Zudem testete der im Münchner Christian Verlag erscheinende Reiseführer für Genießer (916 Seiten, 30 €) die Luxus-Kreuzfahrtschiffe „Seven Seas Voyager“, deren Küche der Deutsche Tobias Schneider aus dem Harz leitet, und „MS Europa“, die der Wohlfahrt-Schüler Stefan Wilke bekocht. Ferner beschreibt und klassifiziert der Guide 420 Hotels.
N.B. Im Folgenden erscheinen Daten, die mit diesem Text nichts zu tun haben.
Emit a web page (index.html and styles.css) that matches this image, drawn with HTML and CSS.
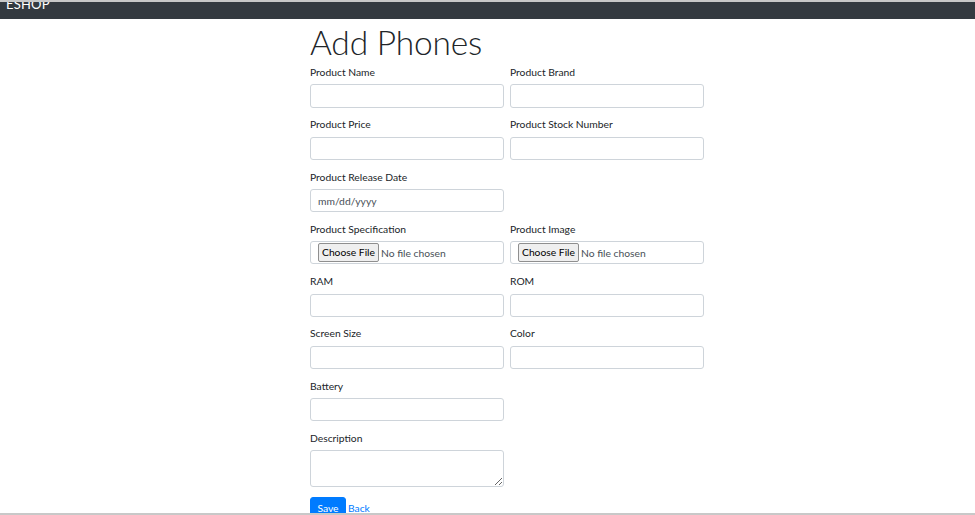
FILE: index.html
```html
<!DOCTYPE html>
<html lang="en">
<head>
<meta charset="utf-8">
<title>Add Phones</title>
<link rel="stylesheet" href="styles.css">
</head>
<body>
<div class="frame">
  <nav class="navbar"><span class="brand">ESHOP</span></nav>
  <main class="page">
    <div class="content">
      <h1 class="title">Add Phones</h1>
      <form class="form">
        <div class="row">
          <div class="group"><label class="label">Product Name</label><input class="control" type="text"></div>
          <div class="group"><label class="label">Product Brand</label><input class="control" type="text"></div>
        </div>
        <div class="row">
          <div class="group"><label class="label">Product Price</label><input class="control" type="text"></div>
          <div class="group"><label class="label">Product Stock Number</label><input class="control" type="text"></div>
        </div>
        <div class="row">
          <div class="group"><label class="label">Product Release Date</label><div class="control fake"><span class="placeholder">mm/dd/yyyy</span></div></div>
        </div>
        <div class="row">
          <div class="group"><label class="label">Product Specification</label><div class="control fake"><span class="filebtn">Choose File</span><span class="filetxt">No file chosen</span></div></div>
          <div class="group"><label class="label">Product Image</label><div class="control fake"><span class="filebtn">Choose File</span><span class="filetxt">No file chosen</span></div></div>
        </div>
        <div class="row">
          <div class="group"><label class="label">RAM</label><input class="control" type="text"></div>
          <div class="group"><label class="label">ROM</label><input class="control" type="text"></div>
        </div>
        <div class="row">
          <div class="group"><label class="label">Screen Size</label><input class="control" type="text"></div>
          <div class="group"><label class="label">Color</label><input class="control" type="text"></div>
        </div>
        <div class="row">
          <div class="group"><label class="label">Battery</label><input class="control" type="text"></div>
        </div>
        <div class="row">
          <div class="group"><label class="label">Description</label><textarea class="control area"></textarea></div>
        </div>
        <div class="actions">
          <button type="button" class="btn">Save</button>
          <a class="link" href="#">Back</a>
        </div>
      </form>
    </div>
  </main>
  <div class="bottomline"></div>
</div>
</body>
</html>
```
FILE: styles.css
```css
* { box-sizing: border-box; }
html, body { margin: 0; padding: 0; }
body {
  font-family: Lato, "Open Sans", sans-serif;
  color: #212529;
  background: #fff;
  width: 975px;
  height: 515px;
  overflow: hidden;
}
.frame {
  height: 515px;
  display: flex;
  flex-direction: column;
  border-top: 2px solid #c8c8c8;
}
.navbar {
  height: 17px;
  background: #343a40;
  overflow: hidden;
  padding-left: 6px;
  flex: none;
}
.brand {
  display: block;
  color: #fff;
  font-size: 13px;
  line-height: 13px;
  margin-top: -4px;
  letter-spacing: 0.2px;
}
.page {
  flex: 1;
  overflow: hidden;
  min-height: 0;
}
.content {
  margin-left: 310px;
  width: 394px;
}
.title {
  margin: 0 0 2px 0;
  font-weight: 300;
  font-size: 33.5px;
  line-height: 42px;
  padding-top: 2px;
  color: #212529;
  letter-spacing: -0.2px;
}
.row {
  display: flex;
  gap: 6px;
}
.group {
  width: 194px;
  margin-bottom: 9.6px;
  display: flex;
  flex-direction: column;
}
.label {
  font-size: 10.3px;
  line-height: 14.6px;
  margin-bottom: 4.9px;
  color: #212529;
}
.control {
  width: 194px;
  height: 23.2px;
  border: 1px solid #ced4da;
  border-radius: 3px;
  background: #fff;
  font-family: inherit;
  font-size: 10px;
  color: #495057;
  padding: 0 7px;
  margin: 0;
}
.fake {
  display: flex;
  align-items: center;
}
.placeholder {
  font-size: 10.3px;
  color: #495057;
}
.filebtn {
  font-size: 10.3px;
  color: #000;
  background: #efefef;
  border: 1px solid #8f8f8f;
  border-radius: 2px;
  padding: 1px 3px;
  line-height: 15px;
  margin-right: 2px;
  white-space: nowrap;
}
.filetxt {
  font-size: 10.3px;
  color: #495057;
}
.area {
  height: 37px;
  resize: vertical;
}
.actions {
  display: flex;
  align-items: flex-start;
  gap: 2px;
}
.btn {
  background: #007bff;
  color: #fff;
  border: 1px solid #007bff;
  border-radius: 3px;
  font-family: inherit;
  font-size: 10.3px;
  height: 23px;
  width: 36px;
  padding: 0;
  line-height: 21px;
  text-align: center;
}
.link {
  color: #007bff;
  text-decoration: none;
  font-size: 10.3px;
  line-height: 23px;
}
.bottomline {
  height: 2px;
  background: #c8c8c8;
  flex: none;
}
```
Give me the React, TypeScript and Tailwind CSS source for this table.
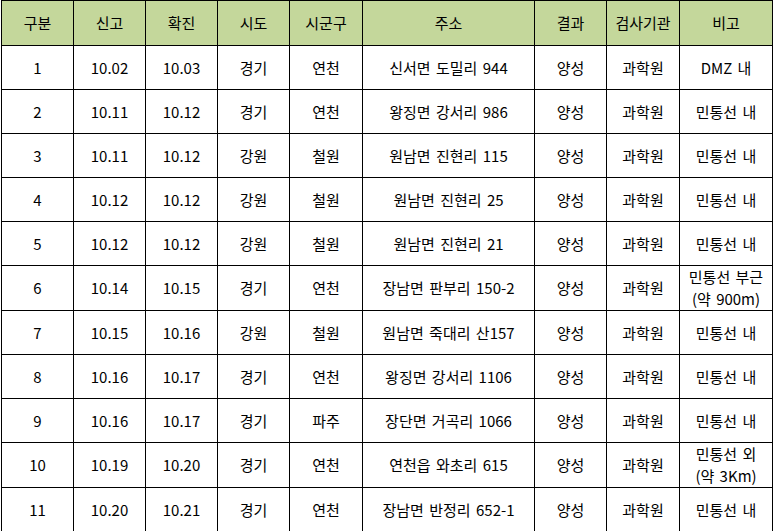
const COLS = [72, 72, 72, 72, 73, 172, 72, 73, 93];

const HEAD = ["구분", "신고", "확진", "시도", "시군구", "주소", "결과", "검사기관", "비고"];

const ROWS: string[][] = [
  ["1", "10.02", "10.03", "경기", "연천", "신서면 도밀리 944", "양성", "과학원", "DMZ 내"],
  ["2", "10.11", "10.12", "경기", "연천", "왕징면 강서리 986", "양성", "과학원", "민통선 내"],
  ["3", "10.11", "10.12", "강원", "철원", "원남면 진현리 115", "양성", "과학원", "민통선 내"],
  ["4", "10.12", "10.12", "강원", "철원", "원남면 진현리 25", "양성", "과학원", "민통선 내"],
  ["5", "10.12", "10.12", "강원", "철원", "원남면 진현리 21", "양성", "과학원", "민통선 내"],
  ["6", "10.14", "10.15", "경기", "연천", "장남면 판부리 150-2", "양성", "과학원", "민통선 부근\n(약 900m)"],
  ["7", "10.15", "10.16", "강원", "철원", "원남면 죽대리 산157", "양성", "과학원", "민통선 내"],
  ["8", "10.16", "10.17", "경기", "연천", "왕징면 강서리 1106", "양성", "과학원", "민통선 내"],
  ["9", "10.16", "10.17", "경기", "파주", "장단면 거곡리 1066", "양성", "과학원", "민통선 내"],
  ["10", "10.19", "10.20", "경기", "연천", "연천읍 와초리 615", "양성", "과학원", "민통선 외\n(약 3Km)"],
  ["11", "10.20", "10.21", "경기", "연천", "장남면 반정리 652-1", "양성", "과학원", "민통선 내"],
];

export default function App() {
  return (
    <div className="w-[774px] h-[531px] bg-white pl-[1px] font-['Noto_Sans_CJK_KR','Noto_Sans',sans-serif] text-[15px] text-black [word-spacing:2px]">
      <table className="table-fixed border-collapse border-[1.5px] border-black w-[771px]">
        <colgroup>
          {COLS.map((w, i) => (
            <col key={i} style={{ width: w }} />
          ))}
        </colgroup>
        <thead>
          <tr className="h-[45px] bg-[#c4d79b]">
            {HEAD.map((h) => (
              <th key={h} className="border border-black font-normal text-center p-0">
                {h}
              </th>
            ))}
          </tr>
        </thead>
        <tbody>
          {ROWS.map((r) => (
            <tr key={r[0]} className="h-[44px]">
              {r.map((c, i) => (
                <td key={i} className="border border-black text-center p-0 leading-[22px] whitespace-pre-line">
                  {c}
                </td>
              ))}
            </tr>
          ))}
        </tbody>
      </table>
    </div>
  );
}
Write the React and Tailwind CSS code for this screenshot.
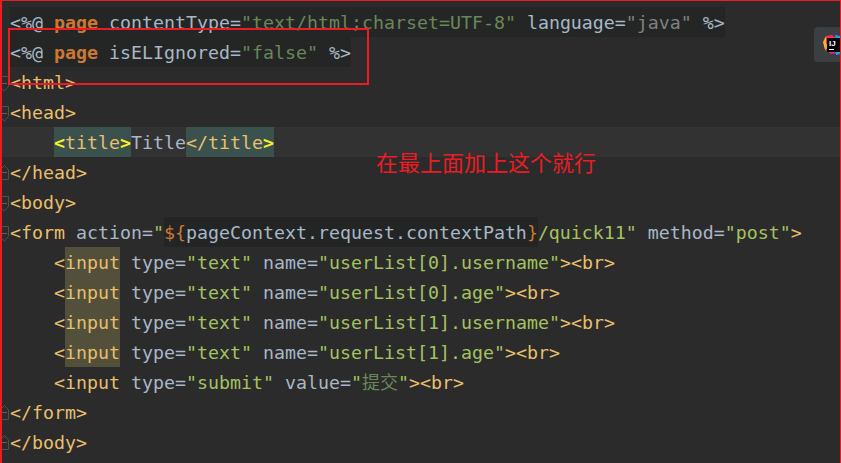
const TAG = "text-[#e8bf6a]";
const ATTR = "text-[#a9b7c6]";
const STR = "text-[#a5c261]";
const DIM = "text-[#6a8759]";
const KEY = "text-[#cc7832] font-bold";

const Fold = ({ end }) => (
  <svg width="7" height="16" viewBox="0 0 7 16" className={`ml-[2px] ${end ? "mt-[8px]" : "mt-[9px]"}`}>
    {end ? (
      <path d="M-1 14.5H6.5V5L2.5.5-1 4Z" fill="#2b2b2b" stroke="#505050" />
    ) : (
      <path d="M-1 .5H6.5V10.5L2.5 15-1 12Z" fill="#2b2b2b" stroke="#505050" />
    )}
    <path d="M0 7.5H5" stroke="#606060" />
  </svg>
);

const Line = ({ fold, active, children }) => (
  <div className={`flex h-[30px] leading-[32px] ${active ? "bg-[#323232]" : ""}`}>
    <div className="w-2.5 shrink-0">{fold && <Fold end={fold === "end"} />}</div>
    {children}
  </div>
);

const InputLine = ({ name }) => (
  <Line>
    <span className="pl-[44px]">
      <span className={TAG}>{"<"}</span>
      <span className="inline-block h-[30px] w-[55px] bg-[#52503a] align-top">
        <span className={TAG}>input</span>
      </span>
      <span className={ATTR}> type=</span>
      <span className={STR}>"text"</span>
      <span className={ATTR}> name=</span>
      <span className={STR}>"{name}"</span>
      <span className={TAG}>{"><br>"}</span>
    </span>
  </Line>
);

export default function App() {
  return (
    <div className="relative h-[463px] w-[841px] overflow-hidden whitespace-pre border-l-2 border-r border-t border-[#ed1c24] bg-[#2b2b2b] pt-[6px] font-['DejaVu_Sans_Mono','Noto_Sans_CJK_SC',monospace] text-[18.27px]">
      <div className="-ml-0.5">
        <Line>
          <span className="bg-[#242625]">
            <span className={ATTR}>{"<%@ "}</span>
            <span className={KEY}>page</span>
            <span className={ATTR}> contentType=</span>
            <span className={DIM}>"text/html;charset=UTF-8"</span>
            <span className={ATTR}> language=</span>
            <span className="text-[#808080]">"java"</span>
            <span className={ATTR}> %&gt;</span>
          </span>
        </Line>
        <Line>
          <span className="bg-[#242625]">
            <span className={ATTR}>{"<%@ "}</span>
            <span className={KEY}>page</span>
            <span className={ATTR}> isELIgnored=</span>
            <span className={DIM}>"false"</span>
            <span className={ATTR}> %&gt;</span>
          </span>
        </Line>
        <Line fold="start">
          <span className={TAG}>{"<html>"}</span>
        </Line>
        <Line fold="start">
          <span className={TAG}>{"<head>"}</span>
        </Line>
        <Line active>
          <span className="pl-[44px]">
            <span className="inline-block h-[30px] bg-[#3b514d] align-top">
              <span className="font-bold text-[#ffef28]">{"<"}</span>
              <span className={TAG}>title</span>
              <span className="font-bold text-[#ffef28]">{">"}</span>
            </span>
            <span className={ATTR}>Title</span>
            <span className="inline-block h-[30px] bg-[#3b514d] align-top">
              <span className={TAG}>{"</title"}</span>
              <span className="font-bold text-[#ffef28]">{">"}</span>
            </span>
          </span>
        </Line>
        <Line fold="end">
          <span className={TAG}>{"</head>"}</span>
        </Line>
        <Line fold="start">
          <span className={TAG}>{"<body>"}</span>
        </Line>
        <Line fold="start">
          <span className={TAG}>{"<form"}</span>
          <span className={ATTR}> action=</span>
          <span className={STR}>"</span>
          <span className="bg-[#232525]">
            <span className="text-[#cc7832]">{"${"}</span>
            <span className={ATTR}>pageContext.request.contextPath</span>
            <span className="text-[#cc7832]">{"}"}</span>
          </span>
          <span className={STR}>/quick11"</span>
          <span className={ATTR}> method=</span>
          <span className={STR}>"post"</span>
          <span className={TAG}>{">"}</span>
        </Line>
        <InputLine name="userList[0].username" />
        <InputLine name="userList[0].age" />
        <InputLine name="userList[1].username" />
        <InputLine name="userList[1].age" />
        <Line>
          <span className="pl-[44px]">
            <span className={TAG}>{"<input"}</span>
            <span className={ATTR}> type=</span>
            <span className={STR}>"submit"</span>
            <span className={ATTR}> value=</span>
            <span className={STR}>"</span>
            <span className="font-['Noto_Sans_CJK_SC',sans-serif] text-[18px] leading-none text-[#6a8759]">提交</span>
            <span className={STR}>"</span>
            <span className={TAG}>{"><br>"}</span>
          </span>
        </Line>
        <Line fold="end">
          <span className={TAG}>{"</form>"}</span>
        </Line>
        <Line fold="end">
          <span className={TAG}>{"</body>"}</span>
        </Line>
      </div>

      {/* annotation box and note drawn over the editor */}
      <div className="absolute left-[6px] top-[27px] h-[57px] w-[361px] border-2 border-[#ed1c24]" />
      <div className="absolute left-[374px] top-[145px] font-['Noto_Sans_CJK_SC',sans-serif] text-[22px] leading-[30px] text-[#ed1c24]">
        在最上面加上这个就行
      </div>

      {/* IDE toolbox badge */}
      <div className="absolute right-0 top-[26px] flex h-[35px] w-[26px] items-center rounded-l bg-[#3c3f41] pl-[9px]">
        <svg width="17" height="20" viewBox="0 0 17 20" className="shrink-0">
          <path d="M0 7 3 1h5l2 6-4 9-4-1-1-4Z" fill="#f9b233" />
          <path d="M3 1 9 0l4 3-6 9-4-3Z" fill="#fe2857" />
          <path d="M12 0l5 1v8l-4-2Z" fill="#0aa5f5" />
          <path d="M2 14l6 5 5-1-4-6Z" fill="#e5258c" />
          <path d="M12 16h5v3l-4 1Z" fill="#0aa5f5" />
          <rect x="4" y="3" width="13" height="14" fill="#000" />
          <rect x="6" y="14" width="5" height="1" fill="#fff" />
          <text x="6" y="11" fontFamily="Liberation Sans" fontSize="8" fontWeight="700" fill="#fff">
            IJ
          </text>
        </svg>
      </div>
    </div>
  );
}
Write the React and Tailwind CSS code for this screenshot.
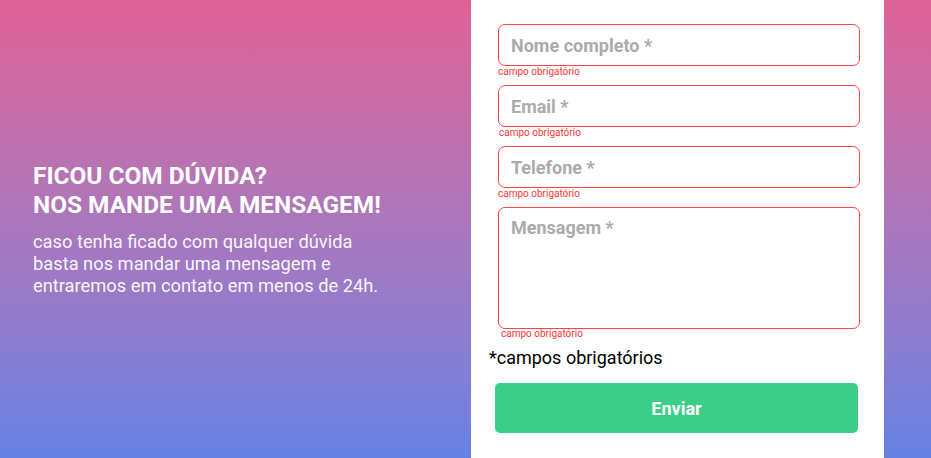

Die 20 besten Restaurants des Gault Millau in Rheinland-Pfalz
1. Waldhotel Sonnora in Dreis bei Wittlich (19,5 Punkte),
2. Steinheuer’s Restaurant zur alten Post in Bad Neuenahr (19 Punkte),
3. Landhaus St. Urban in Naurath bei Trier (18 Punkte),
4. Schwarzer Hahn in Deidesheim,
Zur Krone in Herxheim bei Karlsruhe,
Le Val d’ Or in Stromberg,
Becker’s Restaurant in Trier,
Tschifflik in Zweibrücken (alle 17 Punkte),
9 . Gasthaus zur Malerklause in Bescheid bei Trittenheim,
Landhaus Mühlenberg in Daufenbach bei Trier,
Freundstück in Deidesheim,
Luther in Freinsheim bei Mannheim,
Isenhof* in Knittelsheim bei Landau,
Metzlers Gasthof in Hackenheim bei Bad Kreuznach,
Buchholz* und Der halbe Mond in Mainz,
Brogsitter in Bad Neuenahr,
Vieux Sinzig* in Sinzig,
Passione Rossa* in Bad Sobernheim,
Scharff’s Restaurant in Wartenberg (alle 16 Punkte).